- **What to produce**
Copy each line in the data that includes the word "components".
-=-=-
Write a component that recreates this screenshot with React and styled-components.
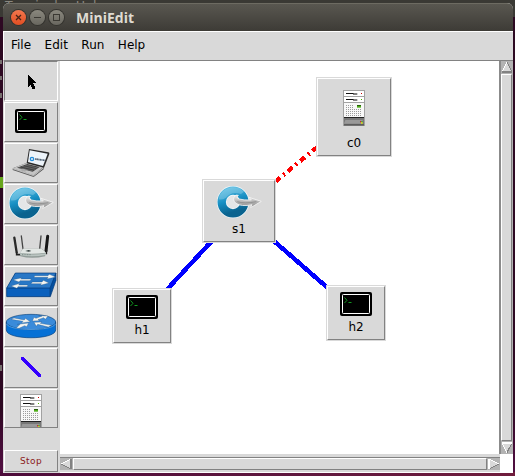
import React from "react";
import styled, { createGlobalStyle, css } from "styled-components";

const GlobalStyle = createGlobalStyle`
  * { box-sizing: border-box; }
  body { margin: 0; overflow: hidden; font-family: "DejaVu Sans", sans-serif; font-size: 12px; color: #000; }
  svg { display: block; flex: none; }
`;

const raised = css`
  border: 1px solid;
  border-color: #fff #828282 #828282 #fff;
`;

const Desktop = styled.div`
  position: relative;
  width: 515px;
  height: 476px;
  padding: 3px 2px 3px 3px;
  overflow: hidden;
  background:
    linear-gradient(#3a3934, #3a3934) 0 0 / 100% 17px no-repeat,
    linear-gradient(90deg, #4d0b3a, #61183f 60%, #701d3d) 0 100% / 100% 4px no-repeat,
    linear-gradient(#2d0922 0 410px, #3c0a2f 430px, #541044);
`;

const TerminalMenu = styled.div`
  position: absolute;
  top: 0;
  left: 5px;
  display: flex;
  gap: 18px;
  font-size: 12.5px;
  line-height: 11px;
  color: #8a8880;
`;

const Speck = styled.div`
  position: absolute;
  left: 0;
  top: ${(p) => p.$top}px;
  width: ${(p) => p.$width || 2}px;
  height: ${(p) => p.$height}px;
  background: ${(p) => p.$color};
`;

const Window = styled.div`
  position: relative;
  width: 510px;
  height: 470px;
  display: flex;
  flex-direction: column;
  border-radius: 6px 6px 0 0;
  overflow: hidden;
  background: #d9d9d9;
`;

const TitleBar = styled.header`
  flex: none;
  height: 28px;
  display: flex;
  align-items: center;
  gap: 4px;
  padding: 0 8px;
  background: linear-gradient(#595750, #3d3b36);
  border-top: 1px solid #6d6b62;
`;

const WindowButton = styled.span`
  width: 15px;
  height: 15px;
  border-radius: 50%;
  box-shadow: 0 0 0 1px #35342f;
  background: ${(p) => (p.$close ? "linear-gradient(#f4774e, #e14e22)" : "linear-gradient(#8a887e, #69675f)")};
`;

const Title = styled.h1`
  margin: 0 0 0 8px;
  font: bold 14px/18px "Open Sans", sans-serif;
  color: #dfdbd2;
`;

const MenuBar = styled.nav`
  flex: none;
  height: 30px;
  display: flex;
  align-items: center;
  gap: 13.5px;
  padding: 0 0 2px 7px;
  border-top: 1px solid #fff;
  border-bottom: 1px solid #828282;
  border-left: 1px solid #fff;
`;

const Body = styled.div`
  flex: 1;
  display: flex;
  min-height: 0;
`;

const Toolbar = styled.aside`
  width: 57px;
  display: flex;
  flex-direction: column;
  gap: 1px;
  padding-left: 1px;
`;

const ToolButton = styled.div`
  width: 54px;
  height: ${(p) => (p.$clipped ? 39 : 40)}px;
  flex: none;
  display: flex;
  justify-content: center;
  align-items: ${(p) => (p.$clipped ? "flex-start" : "center")};
  padding-top: ${(p) => (p.$clipped ? 4 : 0)}px;
  padding-bottom: ${(p) => p.$lift || 0}px;
  overflow: hidden;
  ${raised}
  ${(p) => p.$active && css`border-color: #828282 #fff #fff #828282;`}
`;

const StopButton = styled.div`
  width: 54px;
  height: 22px;
  margin: auto 0 1px;
  display: flex;
  align-items: center;
  justify-content: center;
  font-size: 9px;
  letter-spacing: 0.4px;
  color: #8b1a1a;
  ${raised}
`;

const Workspace = styled.main`
  flex: 1;
  display: grid;
  grid-template: 393px 19px / 439px 14px;
  background: #fff;
`;

const Canvas = styled.section`
  position: relative;
  overflow: hidden;
  background: #fff;
`;

const Links = styled.svg`
  position: absolute;
  inset: 0;
`;

const NodeBox = styled.div`
  position: absolute;
  left: ${(p) => p.$x}px;
  top: ${(p) => p.$y}px;
  width: ${(p) => p.$w}px;
  height: ${(p) => p.$h}px;
  padding: 1px;
  background: #d9d9d9;
`;

const NodeFace = styled.div`
  height: 100%;
  display: flex;
  flex-direction: column;
  align-items: center;
  padding-top: ${(p) => p.$pad}px;
  gap: ${(p) => p.$gap}px;
  line-height: 14px;
  ${raised}
`;

const ScrollV = styled.div`
  display: flex;
  flex-direction: column;
  width: 14px;
  padding: 0 1px 0 0;
  border-left: 2px solid #8b8b8b;
  background: #b3b3b3;
`;

const ScrollH = styled.div`
  display: flex;
  width: 440px;
  height: 18px;
  border: solid #d9d9d9;
  border-width: 3px 0 2px;
  box-shadow: inset 0 1px #828282;
  background: #b3b3b3;
  padding-top: 1px;
`;

const ThumbV = styled.div`
  flex: 1;
  margin: 1px 0;
  background: #d9d9d9;
  ${raised}
`;

const ThumbH = styled.div`
  flex: 1;
  margin: 0 1px;
  background: #d9d9d9;
  ${raised}
`;

function ScrollArrow({ dir }) {
  const angle = { up: 0, right: 90, down: 180, left: 270 }[dir];
  const light = "#fff";
  const dark = "#828282";
  const sides = {
    up: [light, dark, dark],
    right: [light, dark, light],
    down: [dark, light, light],
    left: [dark, light, dark],
  }[dir];
  return (
    <svg width="12" height="12" viewBox="0 0 12 12" shapeRendering="crispEdges">
      <g transform={`rotate(${angle} 6 6)`} strokeWidth="1.3">
        <path d="M6 1 11 11H1Z" fill="#d9d9d9" />
        <path d="M1 11 6 1" stroke={sides[0]} />
        <path d="M6 1 11 11" stroke={sides[1]} />
        <path d="M1 11H11" stroke={sides[2]} />
      </g>
    </svg>
  );
}

function TerminalIcon() {
  return (
    <svg width="32" height="24" viewBox="0 0 32 24">
      <rect width="32" height="24" rx="2" fill="#000" />
      <rect x="2.5" y="2.5" width="27" height="19" rx="0.8" fill="#000" stroke="#fff" />
      <path d="M4.5 5.5 7 8.3 4.5 11M8.5 10.5h3" fill="none" stroke="#129a20" />
    </svg>
  );
}

function ControllerRingIcon() {
  return (
    <svg width="45" height="33" viewBox="27 141 135 99">
      <defs>
        <linearGradient id="ring" x1="0" y1="0" x2="0.3" y2="1">
          <stop offset="0" stopColor="#55b9df" />
          <stop offset="0.5" stopColor="#178fc3" />
          <stop offset="1" stopColor="#0a638f" />
        </linearGradient>
        <linearGradient id="silver" x1="0" y1="0" x2="0" y2="1">
          <stop offset="0" stopColor="#ededed" />
          <stop offset="0.5" stopColor="#b8b8b8" />
          <stop offset="1" stopColor="#8d8d8d" />
        </linearGradient>
      </defs>
      <circle cx="75" cy="189" r="34" fill="#e4e6e7" stroke="#eef5f8" strokeWidth="30" />
      <circle cx="75" cy="189" r="34" fill="none" stroke="url(#ring)" strokeWidth="25" />
      <path d="M32 181Q36 151 70 145Q94 143 108 158L99 165Q70 155 54 176Q43 184 32 181Z" fill="#9dd8ed" opacity="0.4" />
      <path d="M80 171Q72 183 84 193Q100 204 132 197L128 206 160 187 123 175 130 183Q106 184 94 180Q83 177 91 169Q84 167 80 171Z" fill="url(#silver)" stroke="#f5f5f5" strokeWidth="2.5" />
      <path d="M88 188Q108 195 145 188" fill="none" stroke="#828282" strokeWidth="2" />
    </svg>
  );
}

function ServerIcon() {
  const dots = [];
  for (let row = 0; row < 6; row++) {
    for (let col = 0; col < (row < 2 ? 4 : 8); col++) {
      dots.push(<rect key={`${row}-${col}`} x={138 + col * 6} y={105 + row * 6} width="3" height="3" />);
    }
  }
  return (
    <svg width="22" height="36" viewBox="129 60 66 108">
      <rect x="129" y="60" width="66" height="108" fill="#a2a2a2" />
      <rect x="132" y="63" width="60" height="15" fill="#fff" />
      <rect x="132" y="81" width="60" height="15" fill="#fff" />
      <rect x="132" y="99" width="60" height="44" fill="#f8f8f8" />
      <path d="M138 70.5H162M138 88.5H162" stroke="#111" strokeWidth="3" />
      <path d="M159 72H172M159 90H172" stroke="#555" strokeWidth="4" />
      <rect x="183" y="69" width="3" height="3" fill="#c00" />
      <rect x="183" y="87" width="3" height="3" fill="#4eb800" />
      <rect x="171" y="105" width="12" height="8" fill="#4eae18" />
      <rect x="171" y="105" width="12" height="3" fill="#275d0a" />
      <g fill="#9c9c9c">{dots}</g>
      <rect x="132" y="141" width="60" height="3" fill="#222" />
      <path d="M132 144H192V165H132Z" fill="#777" />
      <path d="M136 150H188V161H132Z" fill="#999" />
      <rect x="180" y="153" width="4" height="4" fill="#d22" />
      <rect x="184" y="153" width="4" height="4" fill="#3a3" />
      <rect x="183" y="157" width="5" height="4" fill="#ee0" />
      <path d="M132 165H192" stroke="#444" strokeWidth="3" />
    </svg>
  );
}

function PointerIcon() {
  return (
    <svg width="54" height="40" viewBox="12 3 162 120" shapeRendering="crispEdges">
      <path d="M84 43V81L92 74 97 88H106V82L100 70H110Z" fill="#000" />
    </svg>
  );
}

function LaptopIcon() {
  return (
    <svg width="54" height="40" viewBox="12 9 162 120">
      <path d="M38 85 81 68 132 82 131 88 101 111 38 90Z" fill="#555" />
      <path d="M38 85 81 68 130 81 101 106Z" fill="#c5c5c5" />
      <path d="M51 83 82 72 119 81 98 95Z" fill="#414141" />
      <path d="M56 83 99 93M66 79 106 88M75 75 113 84" stroke="#888" strokeWidth="1.5" />
      <path d="M58 90 69 86 84 91 74 95Z" fill="#aaa" />
      <path d="M38 86 101 107 131 83" fill="none" stroke="#f5f5f5" strokeWidth="2" />
      <path d="M87 27 145 37Q149 38 148 42L132 83 80 70Z" fill="#292929" />
      <path d="M89 31 143 41 129 78 84 66Z" fill="#edf4fa" />
      <circle cx="96" cy="57" r="5" fill="none" stroke="#248edb" strokeWidth="4" />
      <path d="M105 57 135 61" stroke="#536578" strokeWidth="5" strokeDasharray="3 1 5 1" />
    </svg>
  );
}

function AccessPointIcon() {
  return (
    <svg width="54" height="40" viewBox="12 9 162 120">
      <g fill="none" strokeLinecap="round">
        <path d="M43 47 50 91" stroke="#292929" strokeWidth="7" />
        <path d="M64 42 69 81M123 42 119 81" stroke="#454545" strokeWidth="4" />
        <path d="M143 43 138 87" stroke="#171717" strokeWidth="9" />
        <path d="M50 91V98H62M139 84V94H130" stroke="#222" strokeWidth="5" />
      </g>
      <path d="M68 80H126L138 93 135 103Q96 112 61 103L60 93Z" fill="#919c98" />
      <path d="M69 80H125L138 92Q98 98 60 93Z" fill="#e2e7e4" />
      <path d="M60 94Q98 101 138 94V99Q96 106 61 100Z" fill="#bac5c1" />
      <path d="M76 87 86 89 94 87 86 84Z" fill="#303b3a" />
      <path d="M66 98H93" stroke="#65736f" strokeWidth="2" strokeDasharray="3 2" />
    </svg>
  );
}

function SwitchIcon() {
  return (
    <svg width="54" height="40" viewBox="12 132 162 120">
      <path d="M46 153H168V175L151 224H20V198Z" fill="#0450a0" />
      <path d="M46 153H167L150 198H20Z" fill="#2877c6" />
      <path d="M20 199H150V223H20Z" fill="#0a60bd" />
      <path d="M46 153H168V175L151 224H20V198ZM20 198H150L168 153M150 198V223" fill="none" stroke="#063b78" strokeWidth="2" />
      <g fill="#f5f5ef" stroke="#1c4f86" strokeWidth="1">
        <path d="M104 161H144L148 157 167 165 141 171 144 166H102Z" />
        <path d="M97 180H126L130 175 147 183 121 190 124 185H93Z" />
        <path d="M94 171H62L66 167 39 173 57 180 60 176H90Z" />
        <path d="M84 189H56L60 184 33 192 51 199 54 194H81Z" />
      </g>
    </svg>
  );
}

function RouterIcon() {
  return (
    <svg width="54" height="40" viewBox="12 9 162 120">
      <path d="M19 54V78C20 109 166 109 167 78V54Z" fill="#0671d6" stroke="#063f7c" strokeWidth="2" />
      <ellipse cx="93" cy="54" rx="74" ry="23" fill="#3a8bda" stroke="#0b437c" strokeWidth="2" />
      <path d="M20 60C28 82 158 82 166 60" fill="none" stroke="#69b0ee" strokeWidth="2" />
      <g fill="#f5f5ef" stroke="#1c4f86" strokeWidth="1">
        <path d="M33 46 42 42 73 48 76 43 91 53 65 57 69 52Z" />
        <path d="M97 51 102 40 108 43 126 36 116 35 144 36 136 46 131 41 114 47 119 50Z" />
        <path d="M49 72 60 61 52 61 86 57 80 68 74 65 57 73Z" />
        <path d="M102 55 126 54 121 58 155 64 145 69 113 61 109 67Z" />
      </g>
    </svg>
  );
}

function LinkIcon() {
  return (
    <svg width="54" height="40" viewBox="12 132 162 120" shapeRendering="crispEdges">
      <path d="M67 163 119 215" stroke="#3400ff" strokeWidth="9" strokeLinecap="round" />
    </svg>
  );
}

const tools = [
  { name: "select", Icon: PointerIcon, active: true },
  { name: "host", Icon: TerminalIcon, lift: 2 },
  { name: "laptop", Icon: LaptopIcon },
  { name: "controller-switch", Icon: ControllerRingIcon, lift: 1 },
  { name: "access-point", Icon: AccessPointIcon },
  { name: "legacy-switch", Icon: SwitchIcon },
  { name: "legacy-router", Icon: RouterIcon },
  { name: "link", Icon: LinkIcon },
  { name: "controller", Icon: ServerIcon, clipped: true },
];

const nodes = [
  { name: "c0", Icon: ServerIcon, x: 256, y: 16, w: 76, h: 80, pad: 11, gap: 10 },
  { name: "s1", Icon: ControllerRingIcon, x: 142, y: 118, w: 74, h: 64, pad: 5, gap: 3 },
  { name: "h1", Icon: TerminalIcon, x: 52, y: 227, w: 60, h: 56, pad: 5, gap: 4 },
  { name: "h2", Icon: TerminalIcon, x: 266, y: 224, w: 60, h: 56, pad: 5, gap: 4 },
];

export default function App() {
  return (
    <Desktop>
      <GlobalStyle />
      <TerminalMenu><span>Terminal</span><span>Help</span></TerminalMenu>
      <Speck $top={60} $height={4} $color="#77706f" />
      <Speck $top={76} $height={4} $color="#77706f" />
      <Speck $top={93} $height={5} $color="#77706f" />
      <Speck $top={177} $height={11} $width={3} $color="#67a51c" />
      <Speck $top={365} $height={6} $color="#77706f" />
      <Window>
        <TitleBar>
          <WindowButton $close>
            <svg width="15" height="15"><path d="m5 5 5 5m0-5-5 5" stroke="#4a2315" strokeWidth="1.3" /></svg>
          </WindowButton>
          <WindowButton>
            <svg width="15" height="15"><path d="M4 7.5h7" stroke="#3b3933" strokeWidth="1" /></svg>
          </WindowButton>
          <WindowButton>
            <svg width="15" height="15"><rect x="4.5" y="4.5" width="6" height="6" fill="none" stroke="#3b3933" /></svg>
          </WindowButton>
          <Title>MiniEdit</Title>
        </TitleBar>
        <MenuBar>
          <span>File</span><span>Edit</span><span>Run</span><span>Help</span>
        </MenuBar>
        <Body>
          <Toolbar>
            {tools.map(({ name, Icon, active, lift, clipped }) => (
              <ToolButton key={name} $active={active} $lift={lift} $clipped={clipped}><Icon /></ToolButton>
            ))}
            <StopButton>Stop</StopButton>
          </Toolbar>
          <Workspace>
            <Canvas>
              <Links width="439" height="393" shapeRendering="crispEdges">
                <path d="M179.5 150 82.5 255M179.5 150 296.5 252" stroke="#00f" strokeWidth="4.5" />
                <path d="M216 120 294 56" stroke="#f00" strokeWidth="4.4" strokeDasharray="6 4 2 4" strokeDashoffset="0.6" />
              </Links>
              {nodes.map(({ name, Icon, x, y, w, h, pad, gap }) => (
                <NodeBox key={name} $x={x} $y={y} $w={w} $h={h}>
                  <NodeFace $pad={pad} $gap={gap}><Icon /><span>{name}</span></NodeFace>
                </NodeBox>
              ))}
            </Canvas>
            <ScrollV><ScrollArrow dir="up" /><ThumbV /><ScrollArrow dir="down" /></ScrollV>
            <ScrollH><ScrollArrow dir="left" /><ThumbH /><ScrollArrow dir="right" /></ScrollH>
          </Workspace>
        </Body>
      </Window>
    </Desktop>
  );
}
-=-=-
- **Answer below**
Write a component that recreates this screenshot with React and styled-components.
import styled, { createGlobalStyle, css } from "styled-components";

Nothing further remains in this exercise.